Lusaka, 30 August, 2022 / 8:55 pm (ACI Africa).
Civil society organizations (CSOs) from the Southern African Development Community (SADC) region have expressed concern about the decreasing civic space in member nations of the regional bloc.
In a statement issued following the August 16-18 SADC People’s Summit, officials of the CSOs who include Caritas Zambia say human rights defenders and dissenting voices “have difficulty expressing their views holding leaders accountable and accessing fundamental freedoms amidst worsening human rights conditions and shrinking democratic space across the SADC region.”
“We share concern with the increasingly shrinking civic space characterized by violations of these rights, harassment of civil society actors, and enactment of repressive laws with unclear, overbearing, overstepping, or outright brutal enforcement parameters by state security agencies,” they say in the statement circulated Sunday, August 28.

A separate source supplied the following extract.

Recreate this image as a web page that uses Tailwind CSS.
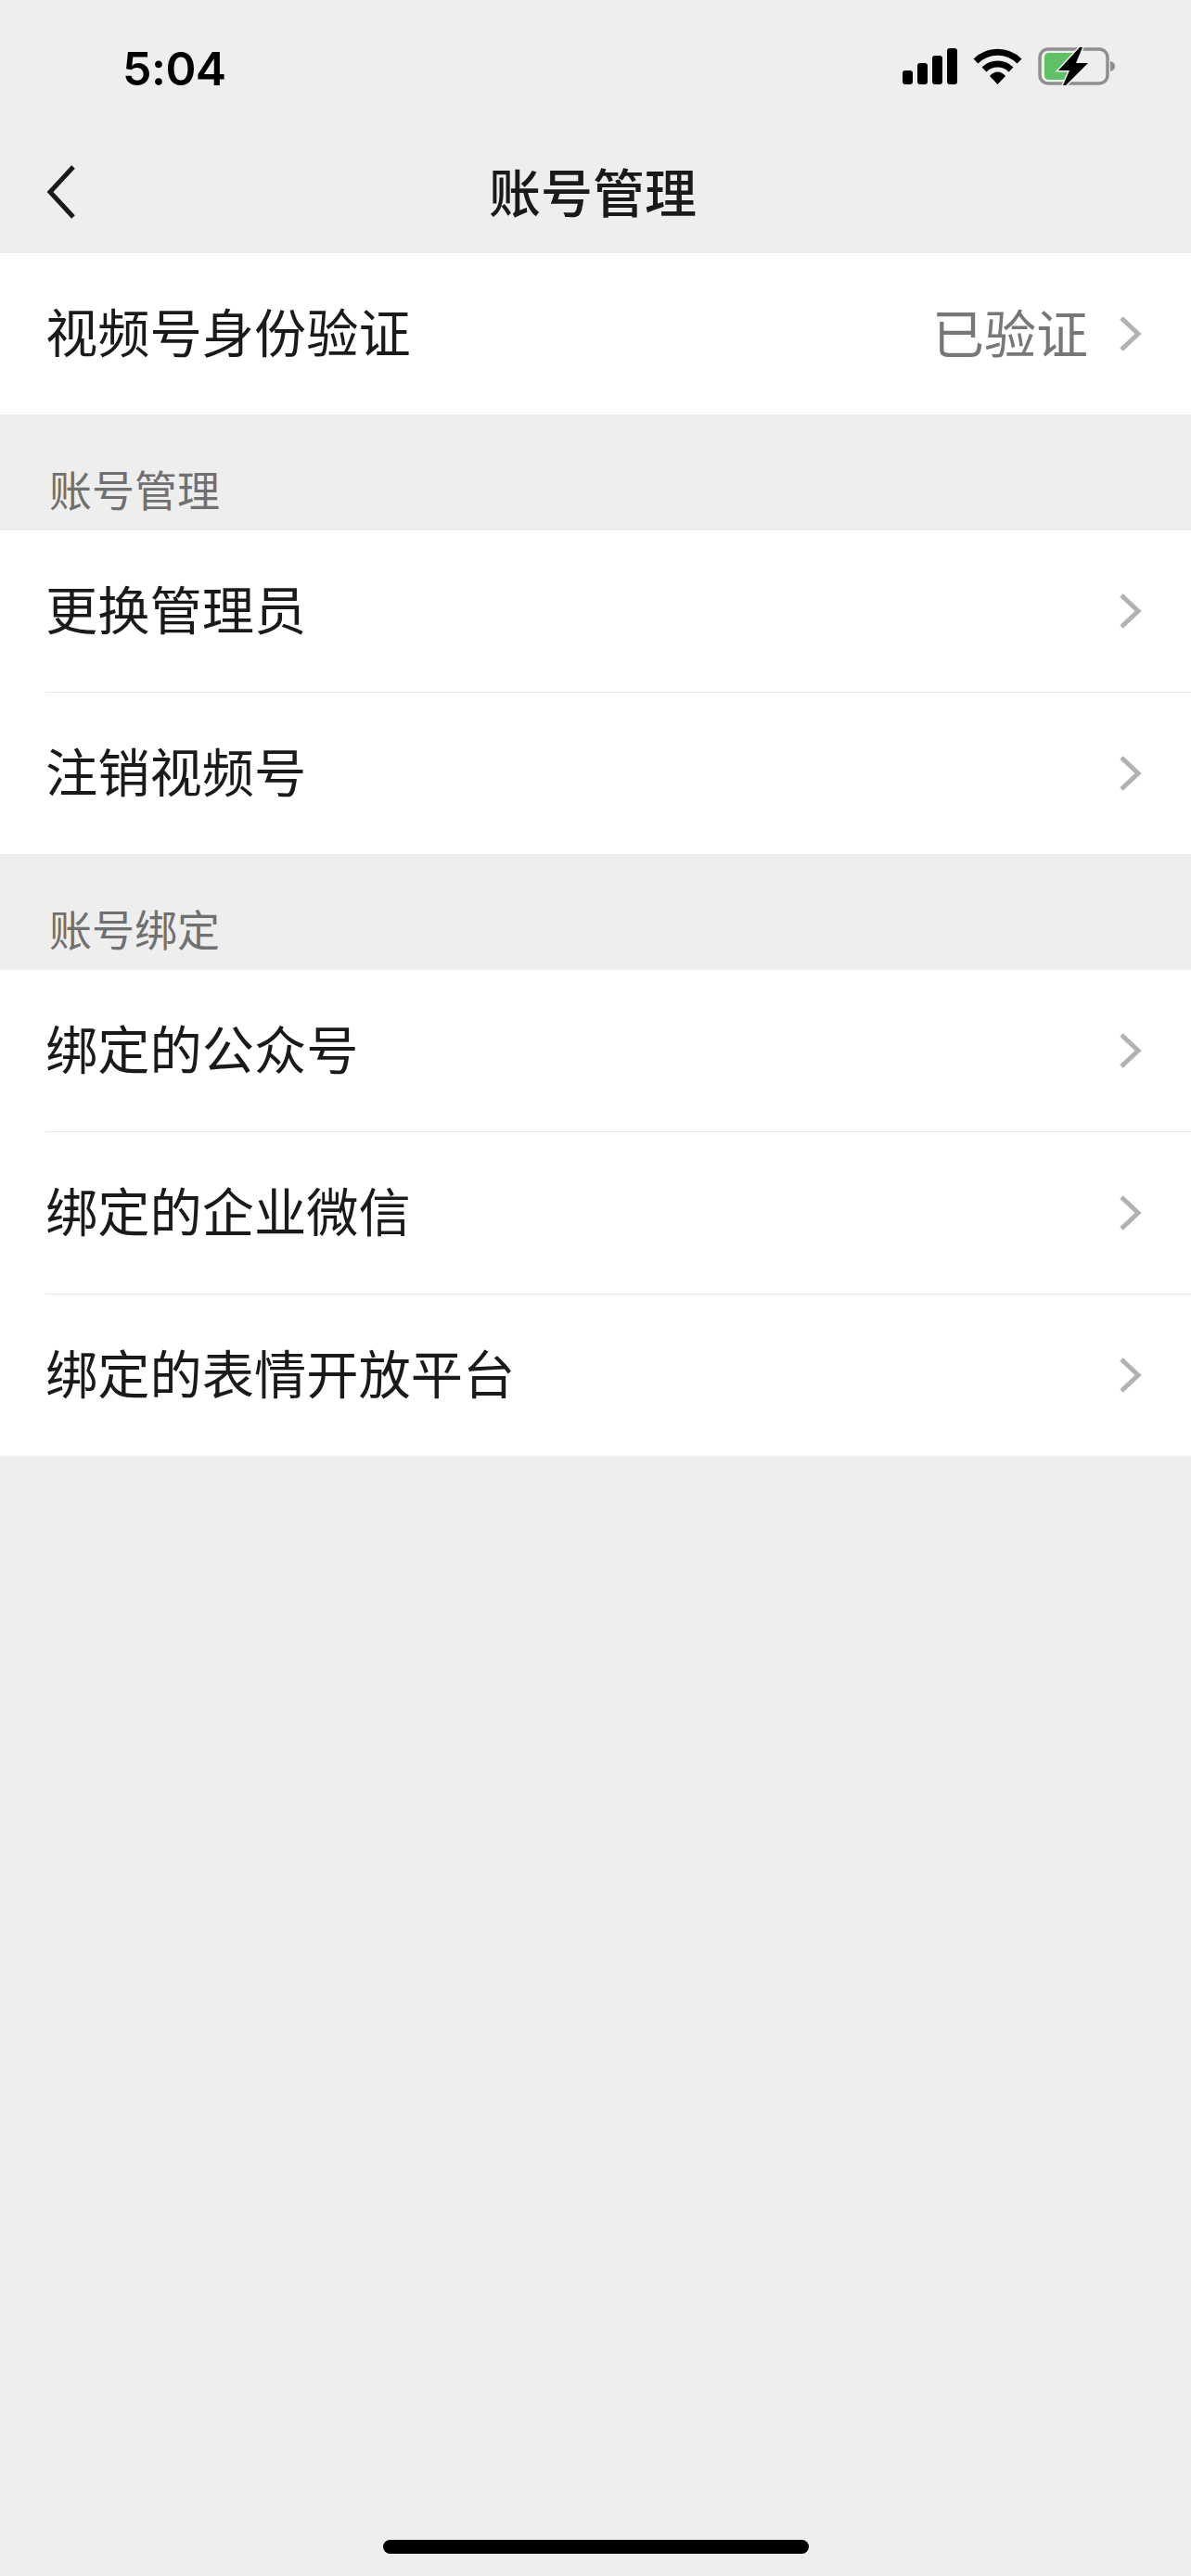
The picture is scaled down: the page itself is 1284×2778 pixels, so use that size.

The CSO officials from the regional economic community that brings together 16 member states, including Angola, Botswana, Comoros, Democratic Republic of Congo (DRC), Eswatini, Lesotho, Madagascar, Malawi, Mauritius, Mozambique, Namibia, Seychelles, South Africa, Tanzania, Zambia and Zimbabwe, regret “the increased cases of state-sponsored harassment and abuse targeting student leaders and young Human Rights Defenders.”
They have also called on the 16 member states of SADC “to align legislative frameworks, policy and practice to constitutional provisions that guarantee civic and political rights.”